Other costs, particularly distribution and administration expenses, all rose from a combined $1.29 billion to $1.41 billion, reflecting among other things, the increased cost of fuel and utility, particularly in the second half of the year.

According to group financial controller Rudolph Speid, 'core profits' (excluding employees' benefit asset and other operating income) were marginally up in 2005 when compared to 2004.

However, a sharp fall in the contribution of employees' benefit asset from $224 million to $55 million, and other operating income from $294 million to $191 million, lead to overall fall in profit. The fall in other operating income was impacted by the decline in interest rates.

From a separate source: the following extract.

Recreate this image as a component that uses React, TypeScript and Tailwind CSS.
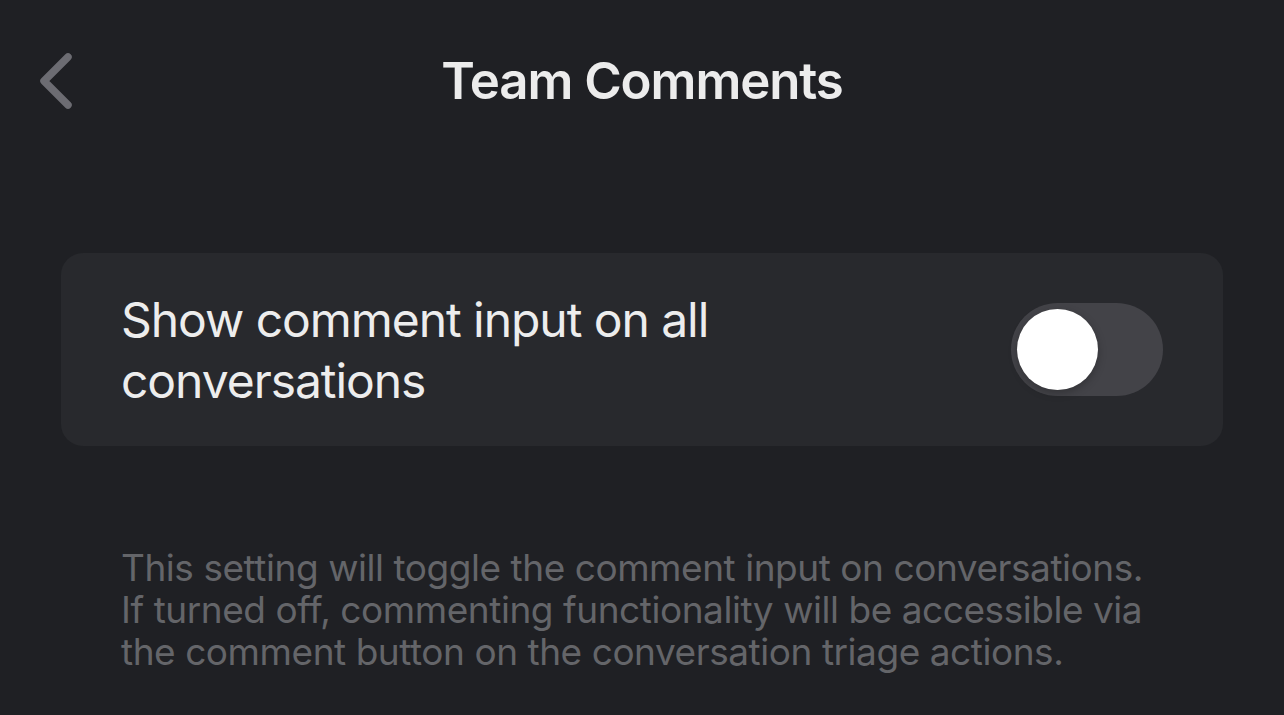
import React, { useState } from 'react';

export default function App() {
  const [enabled, setEnabled] = useState(false);

  return (
    <div className="min-h-screen w-full bg-[#1f2024] font-['Inter','Noto_Sans',sans-serif] text-[#ececec]">
      {/* Header */}
      <div className="grid h-[162px] grid-cols-[1fr_auto_1fr] items-center px-[36px]">
        <button className="flex h-[60px] w-[44px] items-center justify-start">
          <svg width="40" height="60" viewBox="0 0 40 60" fill="none">
            <path d="M32 6 L8 30 L32 54" stroke="#6c6c72" strokeWidth="7.5" strokeLinecap="round" strokeLinejoin="round" />
          </svg>
        </button>
        <div className="text-[51px] font-semibold tracking-[-1.1px] text-[#ececec]">Team Comments</div>
        <div />
      </div>

      {/* Setting card */}
      <div className="mx-[61px] mt-[91px] flex h-[193px] items-center justify-between rounded-[22px] bg-[#28292d] pl-[60px] pr-[60px]">
        <div className="max-w-[720px] text-[48px] leading-[61px] tracking-[-1.05px] text-[#ededed]">
          Show comment input on all conversations
        </div>
        <button
          onClick={() => setEnabled(!enabled)}
          className={`flex h-[93px] w-[152px] shrink-0 items-center rounded-full px-[6px] ${enabled ? 'justify-end bg-[#34c759]' : 'justify-start bg-[#434348]'}`}
        >
          <div className="h-[81px] w-[81px] rounded-full bg-white shadow-[0_3px_8px_rgba(0,0,0,0.25)]" />
        </button>
      </div>

      {/* Description */}
      <div className="mt-[101px] whitespace-nowrap px-[121px] text-[37px] leading-[42px] tracking-[-0.45px] text-[#646569]">
        This setting will toggle the comment input on conversations.
        <br />
        If turned off, commenting functionality will be accessible via
        <br />
        the comment button on the conversation triage actions.
      </div>
    </div>
  );
}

Mr. Clarke noted that Interna-tional Financial Reporting Standards, adopted by Jamaica in 2004, required the Gleaner Company to credit to the profit and loss account a portion of the surplus in the pension scheme. This, he said, "materially" impacted the group's comparative results for both years.

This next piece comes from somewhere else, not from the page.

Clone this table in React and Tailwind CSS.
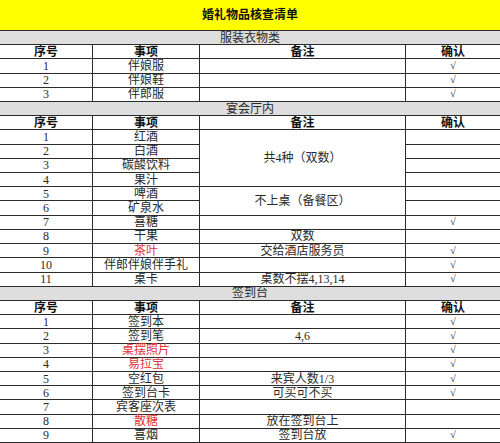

"The portion of the surplus credited, however, is not realised profit, as it represents future economic benefits to be derived from a reduction in the company's contribution to the pension scheme," Mr. Clarke said.

He advised that the trend for the U.K.-based Voice was "right in terms of tightening expenses" and he expected it to "return to viability by the end of the year," while the other 'small' North American assets were on an improving trend.

VOTED FOR CHANGE

The loss of $8.3 million for the first quarter of 2006 was, according to Mr. Clarke a "follow through from the difficulties of last year" but he expected that "things would turn for the better" this calendar year.

At the annual meeting, the shareholders voted to change the Gleaner's articles of association to bring it in line with the new Companies Act. One important provision allows the company to buy back its shares if it chooses to do so.

Retiring directors Christopher Roberts, Douglas Orane and H. Winston Dear were reappointed to the board.